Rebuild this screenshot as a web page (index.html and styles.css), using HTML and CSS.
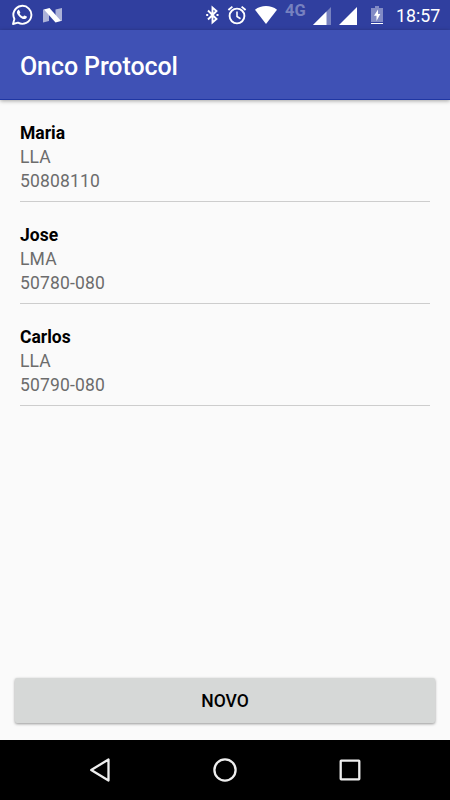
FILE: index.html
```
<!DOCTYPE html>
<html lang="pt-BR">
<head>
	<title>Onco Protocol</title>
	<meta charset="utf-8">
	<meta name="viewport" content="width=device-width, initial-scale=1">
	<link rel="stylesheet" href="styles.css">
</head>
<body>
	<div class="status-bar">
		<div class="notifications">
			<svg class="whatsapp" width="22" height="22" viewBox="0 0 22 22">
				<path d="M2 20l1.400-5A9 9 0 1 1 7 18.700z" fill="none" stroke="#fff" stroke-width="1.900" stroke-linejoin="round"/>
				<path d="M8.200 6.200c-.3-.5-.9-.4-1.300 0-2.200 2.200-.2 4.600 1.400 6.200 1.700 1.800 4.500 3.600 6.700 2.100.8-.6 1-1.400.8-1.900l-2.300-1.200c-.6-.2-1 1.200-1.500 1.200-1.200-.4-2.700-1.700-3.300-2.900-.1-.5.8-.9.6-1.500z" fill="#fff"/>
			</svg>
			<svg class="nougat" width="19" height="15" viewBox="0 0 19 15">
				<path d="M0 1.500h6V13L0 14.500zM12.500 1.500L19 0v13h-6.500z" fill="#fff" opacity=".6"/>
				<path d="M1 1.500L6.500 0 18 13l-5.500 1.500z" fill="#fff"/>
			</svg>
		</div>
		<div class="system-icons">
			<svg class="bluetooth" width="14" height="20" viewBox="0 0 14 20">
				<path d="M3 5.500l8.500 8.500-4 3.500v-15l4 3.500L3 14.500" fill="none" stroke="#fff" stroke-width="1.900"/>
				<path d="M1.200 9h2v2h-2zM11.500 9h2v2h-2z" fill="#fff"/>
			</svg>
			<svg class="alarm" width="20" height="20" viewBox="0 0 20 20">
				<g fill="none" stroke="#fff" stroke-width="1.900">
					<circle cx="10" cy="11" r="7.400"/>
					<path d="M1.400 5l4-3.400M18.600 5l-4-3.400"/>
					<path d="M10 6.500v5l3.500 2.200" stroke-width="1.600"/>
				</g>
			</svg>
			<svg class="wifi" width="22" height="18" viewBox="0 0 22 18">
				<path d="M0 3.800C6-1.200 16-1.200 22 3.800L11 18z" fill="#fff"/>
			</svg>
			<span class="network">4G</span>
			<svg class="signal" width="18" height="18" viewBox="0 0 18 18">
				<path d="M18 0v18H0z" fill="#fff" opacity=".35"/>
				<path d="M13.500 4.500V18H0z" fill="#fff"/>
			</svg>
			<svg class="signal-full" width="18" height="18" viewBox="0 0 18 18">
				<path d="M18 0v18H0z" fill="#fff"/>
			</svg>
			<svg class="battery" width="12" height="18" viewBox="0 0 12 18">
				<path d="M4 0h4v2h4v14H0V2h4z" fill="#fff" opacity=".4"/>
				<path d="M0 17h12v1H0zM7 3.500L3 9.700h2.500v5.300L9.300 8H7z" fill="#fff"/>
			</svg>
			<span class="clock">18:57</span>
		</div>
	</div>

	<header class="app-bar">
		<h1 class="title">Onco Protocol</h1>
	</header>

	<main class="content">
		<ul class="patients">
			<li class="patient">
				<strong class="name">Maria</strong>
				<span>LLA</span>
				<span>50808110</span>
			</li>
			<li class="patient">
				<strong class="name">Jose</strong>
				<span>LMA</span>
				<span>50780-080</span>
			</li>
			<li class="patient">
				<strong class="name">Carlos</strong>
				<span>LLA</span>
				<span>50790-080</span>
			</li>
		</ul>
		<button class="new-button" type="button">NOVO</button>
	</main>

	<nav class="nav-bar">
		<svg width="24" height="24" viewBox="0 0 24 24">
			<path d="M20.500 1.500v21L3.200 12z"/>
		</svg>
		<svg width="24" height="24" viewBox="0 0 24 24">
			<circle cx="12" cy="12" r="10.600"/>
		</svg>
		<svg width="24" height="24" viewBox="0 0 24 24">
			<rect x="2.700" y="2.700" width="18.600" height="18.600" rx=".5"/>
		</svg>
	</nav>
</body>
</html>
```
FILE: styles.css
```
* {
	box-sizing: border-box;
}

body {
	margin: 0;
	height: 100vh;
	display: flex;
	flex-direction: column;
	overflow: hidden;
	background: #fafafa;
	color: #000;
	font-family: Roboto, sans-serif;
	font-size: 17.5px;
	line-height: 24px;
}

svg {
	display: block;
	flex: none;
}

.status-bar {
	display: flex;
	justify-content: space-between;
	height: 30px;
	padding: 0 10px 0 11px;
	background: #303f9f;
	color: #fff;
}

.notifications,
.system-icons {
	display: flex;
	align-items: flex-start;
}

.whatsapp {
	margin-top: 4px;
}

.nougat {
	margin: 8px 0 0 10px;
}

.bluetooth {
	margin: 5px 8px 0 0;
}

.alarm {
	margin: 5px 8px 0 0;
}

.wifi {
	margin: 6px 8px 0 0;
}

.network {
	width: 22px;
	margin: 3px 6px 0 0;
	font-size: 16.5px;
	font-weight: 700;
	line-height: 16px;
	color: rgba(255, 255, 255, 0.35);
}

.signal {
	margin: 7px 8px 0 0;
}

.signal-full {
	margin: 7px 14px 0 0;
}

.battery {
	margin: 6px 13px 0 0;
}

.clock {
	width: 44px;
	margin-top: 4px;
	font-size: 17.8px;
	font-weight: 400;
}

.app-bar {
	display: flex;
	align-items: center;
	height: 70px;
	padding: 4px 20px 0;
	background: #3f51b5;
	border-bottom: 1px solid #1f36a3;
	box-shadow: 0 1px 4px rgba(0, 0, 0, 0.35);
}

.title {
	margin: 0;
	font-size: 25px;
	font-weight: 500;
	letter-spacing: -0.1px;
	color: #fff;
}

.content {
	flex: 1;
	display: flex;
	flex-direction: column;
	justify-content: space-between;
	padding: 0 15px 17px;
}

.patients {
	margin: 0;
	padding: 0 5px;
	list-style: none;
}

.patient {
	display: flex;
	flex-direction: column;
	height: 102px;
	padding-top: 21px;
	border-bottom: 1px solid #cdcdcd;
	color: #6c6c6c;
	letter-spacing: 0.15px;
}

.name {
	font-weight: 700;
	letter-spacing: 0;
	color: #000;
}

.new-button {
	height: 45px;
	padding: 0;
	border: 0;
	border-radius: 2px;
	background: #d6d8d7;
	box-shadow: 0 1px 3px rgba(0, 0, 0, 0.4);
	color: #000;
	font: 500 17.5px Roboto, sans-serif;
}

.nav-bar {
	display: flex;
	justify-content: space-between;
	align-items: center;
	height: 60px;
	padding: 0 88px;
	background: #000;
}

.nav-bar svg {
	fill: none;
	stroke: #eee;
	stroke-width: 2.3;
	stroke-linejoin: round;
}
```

* * * * *

Directions for this task.
Leave out the pictures and transcribe everything else exactly.

The answer.
Rebuild this screenshot as a web page (index.html and styles.css), using HTML and CSS.
FILE: index.html
```
<!DOCTYPE html>
<html lang="pt-BR">
<head>
	<title>Onco Protocol</title>
	<meta charset="utf-8">
	<meta name="viewport" content="width=device-width, initial-scale=1">
	<link rel="stylesheet" href="styles.css">
</head>
<body>
	<div class="status-bar">
		<div class="notifications">
			<svg class="whatsapp" width="22" height="22" viewBox="0 0 22 22">
				<path d="M2 20l1.400-5A9 9 0 1 1 7 18.700z" fill="none" stroke="#fff" stroke-width="1.900" stroke-linejoin="round"/>
				<path d="M8.200 6.200c-.3-.5-.9-.4-1.300 0-2.200 2.200-.2 4.600 1.400 6.200 1.700 1.800 4.500 3.600 6.700 2.100.8-.6 1-1.400.8-1.900l-2.300-1.200c-.6-.2-1 1.200-1.500 1.200-1.200-.4-2.700-1.700-3.300-2.900-.1-.5.8-.9.6-1.500z" fill="#fff"/>
			</svg>
			<svg class="nougat" width="19" height="15" viewBox="0 0 19 15">
				<path d="M0 1.500h6V13L0 14.500zM12.500 1.500L19 0v13h-6.500z" fill="#fff" opacity=".6"/>
				<path d="M1 1.500L6.500 0 18 13l-5.500 1.500z" fill="#fff"/>
			</svg>
		</div>
		<div class="system-icons">
			<svg class="bluetooth" width="14" height="20" viewBox="0 0 14 20">
				<path d="M3 5.500l8.500 8.500-4 3.500v-15l4 3.500L3 14.500" fill="none" stroke="#fff" stroke-width="1.900"/>
				<path d="M1.200 9h2v2h-2zM11.500 9h2v2h-2z" fill="#fff"/>
			</svg>
			<svg class="alarm" width="20" height="20" viewBox="0 0 20 20">
				<g fill="none" stroke="#fff" stroke-width="1.900">
					<circle cx="10" cy="11" r="7.400"/>
					<path d="M1.400 5l4-3.400M18.600 5l-4-3.400"/>
					<path d="M10 6.500v5l3.500 2.200" stroke-width="1.600"/>
				</g>
			</svg>
			<svg class="wifi" width="22" height="18" viewBox="0 0 22 18">
				<path d="M0 3.800C6-1.200 16-1.200 22 3.800L11 18z" fill="#fff"/>
			</svg>
			<span class="network">4G</span>
			<svg class="signal" width="18" height="18" viewBox="0 0 18 18">
				<path d="M18 0v18H0z" fill="#fff" opacity=".35"/>
				<path d="M13.500 4.500V18H0z" fill="#fff"/>
			</svg>
			<svg class="signal-full" width="18" height="18" viewBox="0 0 18 18">
				<path d="M18 0v18H0z" fill="#fff"/>
			</svg>
			<svg class="battery" width="12" height="18" viewBox="0 0 12 18">
				<path d="M4 0h4v2h4v14H0V2h4z" fill="#fff" opacity=".4"/>
				<path d="M0 17h12v1H0zM7 3.500L3 9.700h2.500v5.300L9.300 8H7z" fill="#fff"/>
			</svg>
			<span class="clock">18:57</span>
		</div>
	</div>

	<header class="app-bar">
		<h1 class="title">Onco Protocol</h1>
	</header>

	<main class="content">
		<ul class="patients">
			<li class="patient">
				<strong class="name">Maria</strong>
				<span>LLA</span>
				<span>50808110</span>
			</li>
			<li class="patient">
				<strong class="name">Jose</strong>
				<span>LMA</span>
				<span>50780-080</span>
			</li>
			<li class="patient">
				<strong class="name">Carlos</strong>
				<span>LLA</span>
				<span>50790-080</span>
			</li>
		</ul>
		<button class="new-button" type="button">NOVO</button>
	</main>

	<nav class="nav-bar">
		<svg width="24" height="24" viewBox="0 0 24 24">
			<path d="M20.500 1.500v21L3.200 12z"/>
		</svg>
		<svg width="24" height="24" viewBox="0 0 24 24">
			<circle cx="12" cy="12" r="10.600"/>
		</svg>
		<svg width="24" height="24" viewBox="0 0 24 24">
			<rect x="2.700" y="2.700" width="18.600" height="18.600" rx=".5"/>
		</svg>
	</nav>
</body>
</html>
```
FILE: styles.css
```
* {
	box-sizing: border-box;
}

body {
	margin: 0;
	height: 100vh;
	display: flex;
	flex-direction: column;
	overflow: hidden;
	background: #fafafa;
	color: #000;
	font-family: Roboto, sans-serif;
	font-size: 17.5px;
	line-height: 24px;
}

svg {
	display: block;
	flex: none;
}

.status-bar {
	display: flex;
	justify-content: space-between;
	height: 30px;
	padding: 0 10px 0 11px;
	background: #303f9f;
	color: #fff;
}

.notifications,
.system-icons {
	display: flex;
	align-items: flex-start;
}

.whatsapp {
	margin-top: 4px;
}

.nougat {
	margin: 8px 0 0 10px;
}

.bluetooth {
	margin: 5px 8px 0 0;
}

.alarm {
	margin: 5px 8px 0 0;
}

.wifi {
	margin: 6px 8px 0 0;
}

.network {
	width: 22px;
	margin: 3px 6px 0 0;
	font-size: 16.5px;
	font-weight: 700;
	line-height: 16px;
	color: rgba(255, 255, 255, 0.35);
}

.signal {
	margin: 7px 8px 0 0;
}

.signal-full {
	margin: 7px 14px 0 0;
}

.battery {
	margin: 6px 13px 0 0;
}

.clock {
	width: 44px;
	margin-top: 4px;
	font-size: 17.8px;
	font-weight: 400;
}

.app-bar {
	display: flex;
	align-items: center;
	height: 70px;
	padding: 4px 20px 0;
	background: #3f51b5;
	border-bottom: 1px solid #1f36a3;
	box-shadow: 0 1px 4px rgba(0, 0, 0, 0.35);
}

.title {
	margin: 0;
	font-size: 25px;
	font-weight: 500;
	letter-spacing: -0.1px;
	color: #fff;
}

.content {
	flex: 1;
	display: flex;
	flex-direction: column;
	justify-content: space-between;
	padding: 0 15px 17px;
}

.patients {
	margin: 0;
	padding: 0 5px;
	list-style: none;
}

.patient {
	display: flex;
	flex-direction: column;
	height: 102px;
	padding-top: 21px;
	border-bottom: 1px solid #cdcdcd;
	color: #6c6c6c;
	letter-spacing: 0.15px;
}

.name {
	font-weight: 700;
	letter-spacing: 0;
	color: #000;
}

.new-button {
	height: 45px;
	padding: 0;
	border: 0;
	border-radius: 2px;
	background: #d6d8d7;
	box-shadow: 0 1px 3px rgba(0, 0, 0, 0.4);
	color: #000;
	font: 500 17.5px Roboto, sans-serif;
}

.nav-bar {
	display: flex;
	justify-content: space-between;
	align-items: center;
	height: 60px;
	padding: 0 88px;
	background: #000;
}

.nav-bar svg {
	fill: none;
	stroke: #eee;
	stroke-width: 2.3;
	stroke-linejoin: round;
}
```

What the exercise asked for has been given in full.